A focused guide to Cgroup Resource Accounting, connecting core concepts with practical Docker and container operations.

Cgroup resource accounting is the kernel's ongoing tracking of exactly how much CPU time, memory, and disk IO each cgroup — and therefore each container — has actually consumed, independent of whether any limit has been configured at all, which is what tools like docker stats report.

Accounting Happens Regardless of Limits

Even a container with no configured resource limits still has its actual resource usage tracked by the kernel through the same cgroup mechanism that enforces limits when they are set — accounting and limiting are related but distinct capabilities.

docker run -d --name unrestricted myapp:1.0
docker stats unrestricted --no-stream

This reports actual CPU and memory usage for a container that has no explicit resource limits configured, demonstrating that accounting does not depend on limits being present.

What Gets Accounted

Cgroup accounting tracks cumulative and instantaneous CPU time consumed, current and peak memory usage, and the volume of data read from and written to block devices, all attributed precisely to the specific cgroup (and therefore container) responsible.

cat /sys/fs/cgroup/memory.current
cat /sys/fs/cgroup/cpu.stat

Inspected from within a container's cgroup directly, these files report exactly the same data that higher-level tools like docker stats summarize into a more readable format.
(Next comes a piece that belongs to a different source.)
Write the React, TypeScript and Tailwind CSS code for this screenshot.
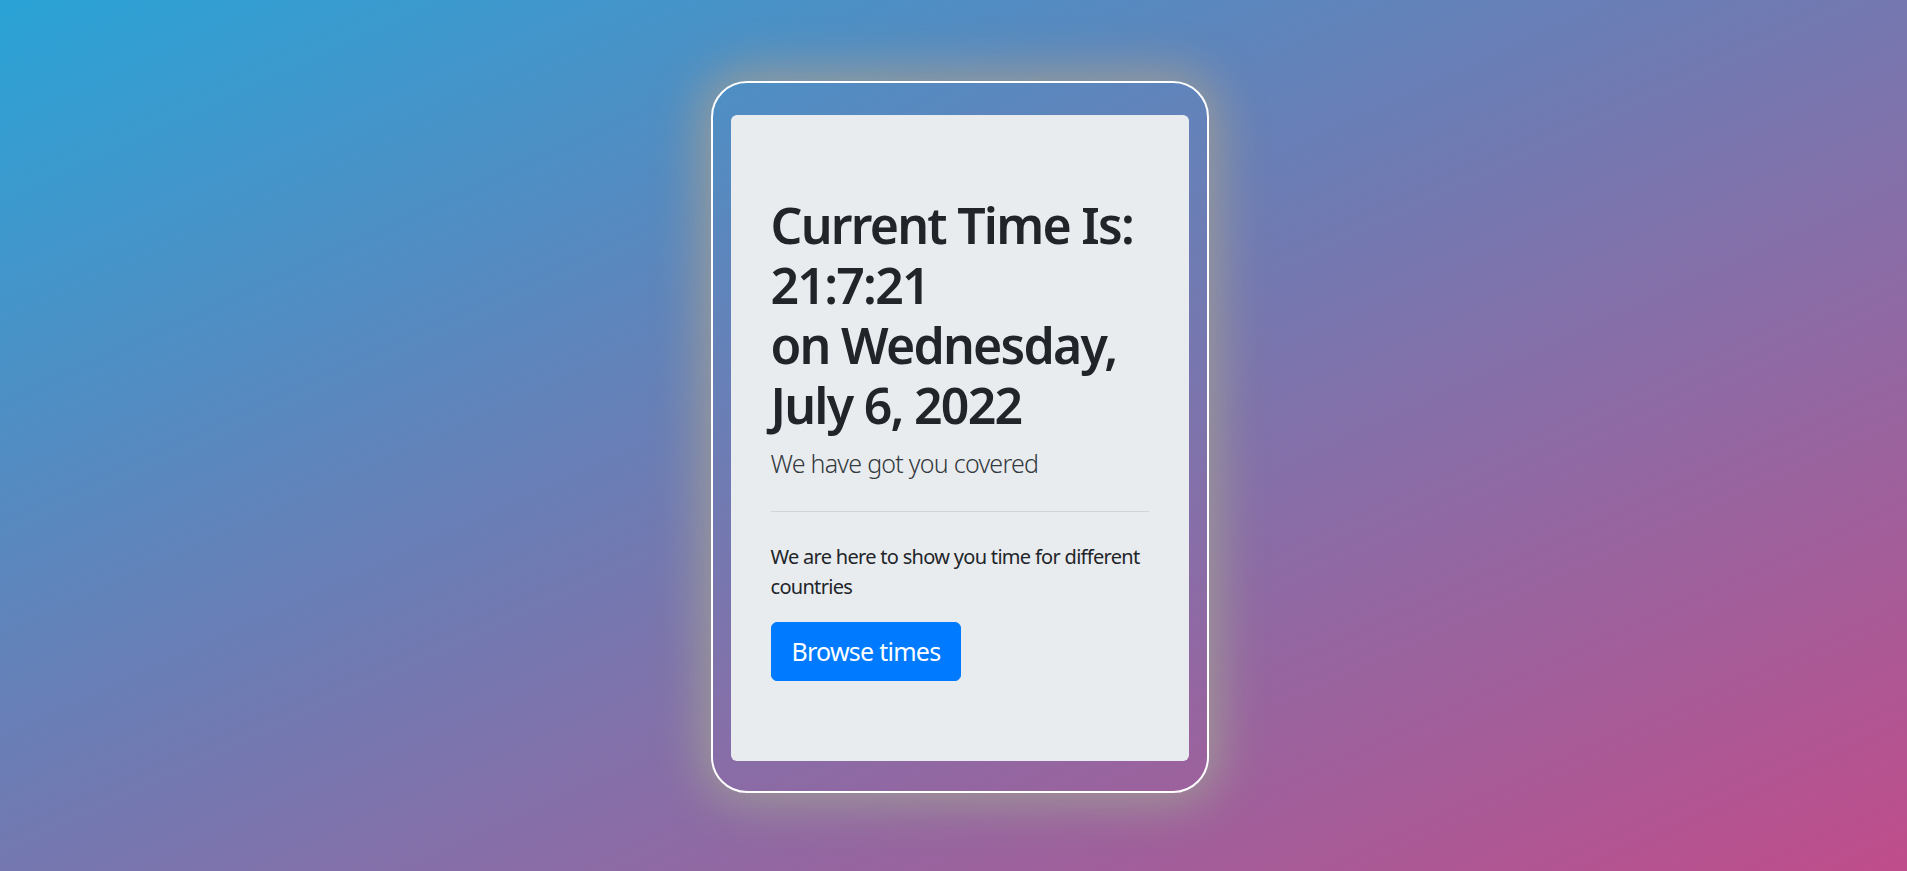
export default function App() {
  return (
    <div
      className="min-h-screen w-full bg-[linear-gradient(to_bottom_right,#2aa3d6,#c04d8b)] pt-[81px]"
      style={{ fontFamily: '"Noto Sans", "Open Sans", sans-serif' }}
    >
      <div className="flex justify-center">
        {/* Outer glowing card */}
        <div className="ml-[12px] w-[498px] rounded-[36px] border-2 border-white px-[18px] pt-[32px] pb-[30px] shadow-[0_0_50px_8px_rgba(160,158,150,0.95)]">
          {/* Jumbotron */}
          <div className="rounded-[6px] bg-[#e9ecef] px-[40px] py-[80px] text-[#212529]">
            <h1 className="mb-[10px] text-[50px] font-semibold leading-[60px] tracking-[-0.035em]">
              <span className="block whitespace-nowrap">Current Time Is:</span>
              <span className="block whitespace-nowrap">21:7:21</span>
              <span className="block whitespace-nowrap">on Wednesday,</span>
              <span className="block whitespace-nowrap">July 6, 2022</span>
            </h1>
            <p className="mb-[20px] text-[25px] font-light leading-[37.5px] tracking-[-0.03em] text-[#343a40]">
              We have got you covered
            </p>
            <hr className="mt-[28px] mb-[30px] border-t border-black/10" />
            <p className="mb-[20px] text-[20px] leading-[30px] tracking-[-0.035em]">
              We are here to show you time for different countries
            </p>
            <button className="rounded-[6px] border border-[#007bff] bg-[#007bff] px-[20px] py-[10px] text-[25px] leading-[37.5px] tracking-[-0.03em] text-white">
              Browse times
            </button>
          </div>
        </div>
      </div>
    </div>
  );
}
Using Accounting Data for Capacity Planning

Because accounting data reflects actual historical usage rather than configured limits, it is the appropriate basis for deciding what limits to set in the first place — observing a container's real resource consumption under realistic load before constraining it avoids setting limits that are either too restrictive or unnecessarily generous.

docker stats --no-stream

Run across all running containers, this provides a snapshot that is commonly used as a starting point for tuning resource limits based on observed behavior.

Why Resource Accounting Matters

Accurate, per-container resource accounting is what makes it possible to attribute resource consumption correctly on a shared host, which is essential both for diagnosing performance problems (is this container actually using more memory than expected) and for billing or chargeback in multi-tenant environments.